At the southern terminus in Sandy, UTA public transit officers and Sandy police had to board trains and ask passengers to leave so people waiting in line could ride. Those people then had to stand in line, most for more than an hour, before boarding a northbound train.
And then one TRAX train developed a problem with its braking system at the Historic Sandy station. That caused a service delay of about an hour, depending on the location, and left many people along the line wondering why the trains had disappeared. Some people simply left. Those stranded by the disabled train waited an hour or more to catch shuttle buses to their cars.
Paul O'Brien, UTA's director of rail service, said there was a brake failure on one vehicle that in turn "scrambled the computer brains" of the other two cars in the train. The vehicle also developed "flat wheels" and as a result had to be moved to the TRAX maintenance facility in Midvale very slowly.
In the meantime, other TRAX cars were routed around that train, and the southern half of the system functioned essentially as a one-track line.
O'Brien said the two cars with computer troubles were to be fixed Saturday night. He said the car that caused the unusual problem would be back in service Monday. A similar breakdown would "absolutely not" happen on Monday, he promised.
"It was a very unusual problem," he said.
The system was up and running again around 3 p.m. but with only 18 of the 23 TRAX cars in service. By 5 p.m., trains were less crowded and lines shorter but waits still were as long as an hour. The free rides continued until about 9 p.m.
"We are so pleased and so overwhelmed by the response from the public," UTA spokeswoman Coralie Alder said.
The large crowd and the mechanical problems prompted Inglish to decide midway through the day that UTA would offer free rides on TRAX again next Saturday. Trains will follow their regular weekend schedule then. Only TRAX will be free, however. Bus fare still will cost $1.
Mamie Soohoo of Holladay, who waited in line for more than three hours with her husband and 7-year-old son, was among those on the first public ride.
"We wanted to be the first to ride the light rail," Soohoo said. "We wanted to do the whole experience."
Betty Hayes came from Wendover and waited in line to get on that first southbound train.
"It's exciting," she said. "I wish they'd put one all the way to Wendover."
Many of those who boarded TRAX were from locations far from the TRAX line, like Holladay, Kearns and Utah County. Some said they came out Saturday because they won't get a chance to ride TRAX on a regular basis.

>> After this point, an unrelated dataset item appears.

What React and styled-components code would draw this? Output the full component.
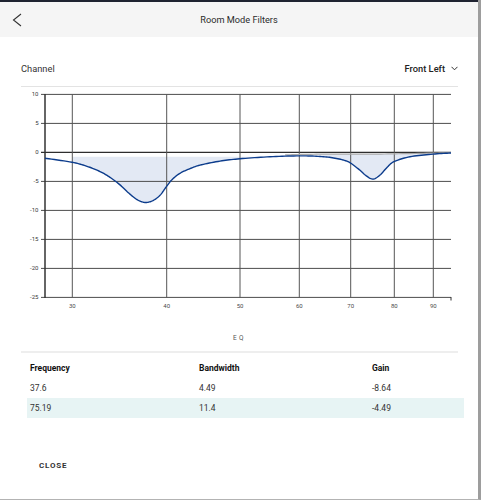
import React from "react";
import styled, { createGlobalStyle } from "styled-components";

const GlobalStyle = createGlobalStyle`
  html, body {
    margin: 0;
    padding: 0;
    background: #ffffff;
  }
  body {
    font-family: Roboto, "Liberation Sans", Arial, sans-serif;
    color: #222;
  }
`;

const Dialog = styled.div`
  box-sizing: border-box;
  width: 481px;
  height: 500px;
  border-right: 3px solid #9d9d9d;
  border-bottom: 1px solid #b3b3b3;
  display: flex;
  flex-direction: column;
  background: #fff;
  overflow: hidden;
`;

const TopStrip = styled.div`
  height: 2px;
  background: #1f2331;
`;

const Header = styled.div`
  height: 35px;
  background: #f5f5f5;
  display: grid;
  grid-template-columns: 40px 1fr 40px;
  align-items: center;
`;

const BackButton = styled.button`
  border: none;
  background: none;
  padding: 0 0 0 12px;
  height: 35px;
  display: flex;
  align-items: center;
  cursor: pointer;
`;

const Title = styled.div`
  text-align: center;
  font-size: 9.2px;
  color: #2b2b2b;
`;

const Body = styled.div`
  padding: 0 20px 0 21px;
  display: flex;
  flex-direction: column;
`;

const ChannelRow = styled.div`
  display: flex;
  justify-content: space-between;
  align-items: center;
  height: 16px;
  padding: 23px 0 10px;
  border-bottom: 1px solid #e3e3e3;
`;

const Label = styled.span`
  font-size: 9.3px;
  color: #333;
`;

const Select = styled.div`
  display: flex;
  align-items: center;
  gap: 6px;
  font-size: 9.3px;
  font-weight: 500;
  color: #222;
`;

const ChartSvg = styled.svg`
  display: block;
  width: 437px;
  height: 226px;
`;

const Caption = styled.div`
  margin-top: 19px;
  line-height: 12px;
  text-align: center;
  font-size: 6.5px;
  letter-spacing: 2.5px;
  color: #555;
`;

const Divider = styled.div`
  margin-top: 7px;
  height: 2px;
  background: #eeeeee;
`;

const Table = styled.div`
  margin: 4.5px -6px 0 6px;
  display: flex;
  flex-direction: column;
`;

const Row = styled.div`
  display: grid;
  grid-template-columns: 169px 173px 1fr;
  height: 20px;
  align-items: center;
  background: ${(p) => (p.$shaded ? "#e7f4f4" : "transparent")};
`;

const Cell = styled.div`
  padding-left: 3px;
  font-size: 8.5px;
  font-weight: ${(p) => (p.$head ? 700 : 400)};
  color: ${(p) => (p.$head ? "#111" : "#333")};
`;

const Footer = styled.div`
  margin-top: 33.5px;
  padding-left: 6px;
`;

const CloseButton = styled.button`
  height: 28px;
  border: none;
  background: none;
  padding: 0 12px;
  font-family: Roboto, "Liberation Sans", Arial, sans-serif;
  font-size: 8px;
  font-weight: 700;
  letter-spacing: 0.8px;
  color: #333;
  cursor: pointer;
`;

const ZERO = 152.4;
const PX_PER_DB = 5.8;
const toY = (db) => ZERO - db * PX_PER_DB;

const LEFT = 45;
const RIGHT = 451;
const yTicks = [10, 5, 0, -5, -10, -15, -20, -25];
const xTicks = [
  [30, 72.3],
  [40, 166.7],
  [50, 240],
  [60, 299.3],
  [70, 350.7],
  [80, 394.3],
  [90, 433.3],
];

const responsePts = [
  [45, -1.0], [72, -1.7], [87, -2.4], [100, -3.3], [110, -4.3], [120, -5.6],
  [128, -6.9], [135, -7.9], [140, -8.4], [146, -8.64], [153, -8.3], [160, -7.4],
  [166, -6.0], [172, -4.7], [180, -3.6], [190, -2.8], [200, -2.2], [220, -1.5],
  [240, -1.1], [270, -0.75], [299, -0.6], [320, -0.7], [335, -1.0], [348, -1.6],
  [358, -2.8], [366, -4.0], [373, -4.6], [380, -3.9], [387, -2.6], [394, -1.6],
  [410, -0.75], [433, -0.3], [451, -0.1],
];

const filterPts = [
  [285, -0.45], [300, -0.35], [330, -0.3], [373, -0.3], [410, -0.2], [451, -0.05],
];

function spline(pts, steps = 10) {
  const p = pts.map(([x, db]) => [x, toY(db)]);
  const out = [];
  for (let i = 0; i < p.length - 1; i++) {
    const p0 = p[Math.max(i - 1, 0)];
    const p1 = p[i];
    const p2 = p[i + 1];
    const p3 = p[Math.min(i + 2, p.length - 1)];
    for (let s = 0; s < steps; s++) {
      const t = s / steps;
      const t2 = t * t;
      const t3 = t2 * t;
      const f = (a, b, c, d) =>
        0.5 * (2 * b + (-a + c) * t + (2 * a - 5 * b + 4 * c - d) * t2 + (-a + 3 * b - 3 * c + d) * t3);
      out.push([f(p0[0], p1[0], p2[0], p3[0]), f(p0[1], p1[1], p2[1], p3[1])]);
    }
  }
  out.push(p[p.length - 1]);
  return out;
}

const line = (pts) => "M" + pts.map(([x, y]) => `${x.toFixed(2)},${y.toFixed(2)}`).join("L");

const response = spline(responsePts);
const filterLine = spline(filterPts);

const FILL_TOP = 156.7;
const fillOne = (() => {
  const seg = response
    .filter(([x]) => x >= 72 && x <= 255)
    .map(([x, y]) => [x, Math.max(y, FILL_TOP)]);
  return line([[72, FILL_TOP], ...seg, [255, FILL_TOP]]) + "Z";
})();

const fillTwo = (() => {
  const top = filterLine.filter(([x]) => x >= 318 && x <= 432);
  const bottom = response.filter(([x]) => x >= 318 && x <= 432).reverse();
  return line([...top, ...bottom]) + "Z";
})();

function Chart() {
  return (
    <ChartSvg viewBox="21 87 437 226">
      <path d={fillOne} fill="#e3e9f4" />
      <path d={fillTwo} fill="#e3e9f4" />
      {yTicks.map((v) => (
        <g key={v}>
          <line
            x1={41}
            x2={RIGHT}
            y1={toY(v)}
            y2={toY(v)}
            stroke={v === 0 ? "#2e2e2e" : "#4d4d4d"}
            strokeWidth={v === 0 ? 1.4 : 1}
          />
          <text x={38.5} y={toY(v) + 2} textAnchor="end" fontSize="6" fill="#3a3a3a" fontFamily="Roboto, Arial, sans-serif">
            {v}
          </text>
        </g>
      ))}
      {xTicks.map(([f, x]) => (
        <g key={f}>
          <line x1={x} x2={x} y1={94.4} y2={297.4} stroke="#555" strokeWidth="1" />
          <text x={x} y={308} textAnchor="middle" fontSize="6" fill="#4a4a4a" fontFamily="Roboto, Arial, sans-serif">
            {f}
          </text>
        </g>
      ))}
      <line x1={LEFT} x2={LEFT} y1={94} y2={298} stroke="#333" strokeWidth="1.5" />
      <line x1={RIGHT} x2={RIGHT} y1={297} y2={300.5} stroke="#333" strokeWidth="1" />
      <path d={line(filterLine)} fill="none" stroke="#a9a9a9" strokeWidth="1.2" />
      <path d={line(response)} fill="none" stroke="#0c3c8c" strokeWidth="1.4" />
    </ChartSvg>
  );
}

const rows = [
  { freq: "37.6", bw: "4.49", gain: "-8.64" },
  { freq: "75.19", bw: "11.4", gain: "-4.49" },
];

export default function App() {
  return (
    <>
      <GlobalStyle />
      <Dialog>
        <TopStrip />
        <Header>
          <BackButton aria-label="Back">
            <svg width="10" height="14" viewBox="0 0 10 14">
              <polyline points="9,1 1.5,7 9,13" fill="none" stroke="#333" strokeWidth="1.1" />
            </svg>
          </BackButton>
          <Title>Room Mode Filters</Title>
          <span />
        </Header>
        <Body>
          <ChannelRow>
            <Label>Channel</Label>
            <Select>
              Front Left
              <svg width="7" height="5" viewBox="0 0 7 5">
                <polyline points="0.5,0.8 3.5,3.8 6.5,0.8" fill="none" stroke="#333" strokeWidth="1" />
              </svg>
            </Select>
          </ChannelRow>
          <Chart />
          <Caption>EQ</Caption>
          <Divider />
          <Table>
            <Row>
              <Cell $head>Frequency</Cell>
              <Cell $head>Bandwidth</Cell>
              <Cell $head>Gain</Cell>
            </Row>
            {rows.map((r, i) => (
              <Row key={r.freq} $shaded={i % 2 === 1}>
                <Cell>{r.freq}</Cell>
                <Cell>{r.bw}</Cell>
                <Cell>{r.gain}</Cell>
              </Row>
            ))}
          </Table>
          <Footer>
            <CloseButton>CLOSE</CloseButton>
          </Footer>
        </Body>
      </Dialog>
    </>
  );
}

Others wanted to map out what will soon become their regular commuting route.
"For me it's going to eliminate the headache and the crazy drivers on the freeway," said John Brackett, a carpenter who commutes daily from Lehi to work on the Little America expansion project. "If it takes an extra 15 minutes and I can save my sanity, I'll be happy."
LaCosta Hopoate, who has cerebral palsy, was delighted to be the first disabled person to board a TRAX train at the Delta Center.
"I wanted to be first because I wanted to let disabled people know about this," she said. "A lot of disabled people are not sure about this system."
It worked well for Hopoate on Saturday. It took no more than a minute to board, the access ramp was easy for her wheelchair to manage and the TRAX operator was very helpful, she said.
Some people liked Saturday's ride but said they will not use the system often. Cathy Reilly of Holladay said she would have to take two buses with a TRAX ride sandwiched in between to travel to and from her job.
"If I was going to be riding the bus all day, it would make my day way too long," she said.
Bruce Jaynes, an Avenues resident, said he won't be able to use TRAX for work but does plan to take it to Sandy for his cousin's Christmas party this week.
"If they put an east-west line in, I'll use that," he said. "A lot of people will."
The fate of a proposed 2.5-mile extension to the University of Utah's Rice-Eccles Stadium remains in the hands of the Salt Lake City Council. UTA officials and pro-light rail forces within the city were hopeful Saturday's events and this week's start of regular service might sway support.
Salt Lake Mayor-elect Rocky Anderson, among the many dignitaries who boarded TRAX for a brief downtown jaunt to start the day, said he planned to meet City Councilwoman Deeda Seed later Saturday, take her on a TRAX tour and see if that might make a positive impression. Seed is viewed as a potential swing vote among the four council members who voted a month ago to reject the University TRAX extension.
Gov. Mike Leavitt, who helped garner legislative support for west-east funding earlier this year, declined Saturday to enter the debate over University TRAX. It is the only segment of the proposed 10.9-mile west-east line which still could be constructed prior to the 2002 Winter Games.
"There may be a time when I need to make my feelings known," said the governor, who sat near the front of the first train to leave the Delta Center station. "Ultimately I believe east-west rail is a good thing if it can be built in a financially responsible way."
The governor called the ride "smooth and enjoyable" and said he liked the big windows in particular. "It adds a sense of sophistication, I think, to the city."